Current In Equals Current Out
The circuit in figure 4.4 will show that the current that flows into a junction equals the current that flows out of the junction. Connect the following circuit and get an instructor to check your wiring and initial here: _____________
Turn on the DC supply and set it at 12 V.
In this circuit all of the current flows through the switch and L1. L1 shines brightly because the current is high. The current is split between L2 and L3
and they are dimmer because each lamp has roughly half of the current. The currents combine then flow through L4 and it shines brightly because the current is high. In the next section we’ll measure these currents.
Part 4 – Using an In-line Ammeter
Before we use the in-line ammeter we’ll study its characteristics.
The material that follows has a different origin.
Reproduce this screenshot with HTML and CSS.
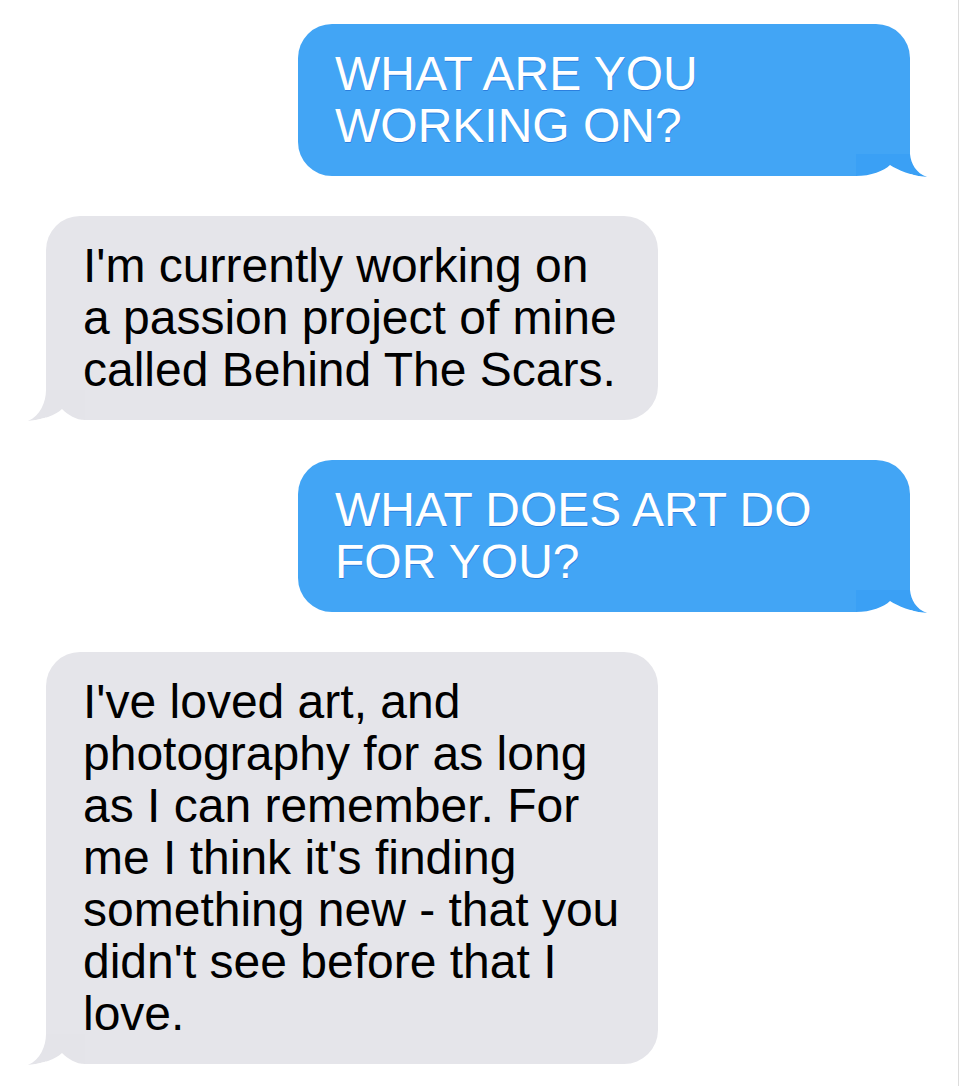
FILE: index.html
```html
<!DOCTYPE html>
<html lang="en">
<head>
<meta charset="utf-8">
<title>Messages</title>
<link rel="stylesheet" href="styles.css">
</head>
<body>
<div class="frame">
  <div class="thread">
    <div class="bubble me">WHAT ARE YOU WORKING ON?</div>
    <div class="bubble them">I'm currently working on a passion project of mine called Behind The Scars.</div>
    <div class="bubble me">WHAT DOES ART DO FOR YOU?</div>
    <div class="bubble them">I've loved art, and photography for as long as I can remember. For me I think it's finding something new - that you didn't see before that I love.</div>
  </div>
</div>
</body>
</html>
```
FILE: styles.css
```css
html, body {
  margin: 0;
  padding: 0;
  background: #ffffff;
}

.frame {
  width: 959px;
  min-height: 1086px;
  box-sizing: border-box;
  border-right: 1px solid #dcdcdc;
}

.thread {
  display: flex;
  flex-direction: column;
  gap: 40px;
  padding-top: 24px;
}

.bubble {
  position: relative;
  width: 612px;
  box-sizing: border-box;
  padding: 24px 34px 24px 37px;
  border-radius: 34px;
  font-family: "Liberation Sans", Arial, Helvetica, sans-serif;
  font-size: 48px;
  line-height: 52px;
}

.me {
  align-self: flex-end;
  margin-right: 48px;
  background: #42a5f5;
  color: #ffffff;
  border-bottom-right-radius: 0;
  text-shadow: 0.5px 0.5px 0 rgba(20, 90, 200, 0.5);
}

.them {
  align-self: flex-start;
  margin-left: 46px;
  background: #e5e5ea;
  color: #000000;
  border-bottom-left-radius: 0;
}

.me::before,
.me::after {
  content: "";
  position: absolute;
  right: -17px;
  bottom: -2px;
  width: 71px;
  height: 24px;
}

.me::before {
  background: #3aa0f5;
  clip-path: path("M0 0 H54 C55 10 60 19 71 23 C55 22 42 16 34 11 C28 17 15 22 0 22 Z");
}

.me::after {
  background: #ffffff;
  clip-path: path("M0 22 C15 22 28 17 34 11 C42 16 55 22 71 23 L71 24 L0 24 Z");
}

.them::before,
.them::after {
  content: "";
  position: absolute;
  left: -18px;
  bottom: -2px;
  width: 57px;
  height: 32px;
}

.them::before {
  background: #e4e4e9;
  clip-path: path("M18 0 C18 12 12 26 0 31 C14 30 28 25 34 19 C40 25 48 30 57 30 L57 0 Z");
}

.them::after {
  background: #ffffff;
  clip-path: path("M0 31 C14 30 28 25 34 19 C40 25 48 30 57 30 L57 32 L0 32 Z");
}
```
We’ll use a bench meter as our ammeter, set the bench meter to measure DC current on the 200 mA range. Plug a red banana lead into the red ‘mA’ terminal and a black banana lead into the black ‘common’ terminal.
Use another multimeter to measure the resistance of the ammeter and leads and record here: _____________. (You should find that the in-line ammeter has very low resistance – it is a conductor. We must be careful when we
connect an in-line ammeter to a circuit, as we would with any
It will be easiest to connect the ammeter if the circuit is connected exactly as shown below, change your circuit so it matches this photo.
Now we’ll measure the current through each of the lights. To measure the current in a light we connect the ammeter in series with the light. Turn the power off to the circuit and remove the wire in series with L1 as shown in Figure 4.6.
Replace this wire with the ammeter and leads (recall that the ammeter is a conductor).
Turn on the power and record the current in Table 4.1. A positive reading indicates that the current flows from the ammeter’s red terminal to the black terminal, a negative reading indicates a flow in the opposite direction.
Remove the ammeter and replace the wire.
Follow a similar method to measure the current in the other lights. The figure below shows which wire to remove and replace with the ammeter.
You should find that the currents through L1 and L4 are equal. This is because they are in series. Add the currents through L2 and L3 and record here: ___________. You should find that this combined current is equal to the current through L1 and L4.
The in-line ammeter isn’t used much as a troubleshooting tool because it is so inconvenient to use. The voltmeter is the primary troubleshooting tool and the ohmmeter is the secondary troubleshooting tool.
Part 5 – Modified Circuit
Turn off the power and add a wire in parallel with L2 and L3 as shown in figure 4.8.
Turn on the power. Current now flows easily through the low resistance wire instead of L2 or L3. As a result very little current flows through L2 or L3, not enough to light them. Because this new path permits current to more easily flow from L1 to L4 the current through the circuit increases and L1 and L4 are brighter.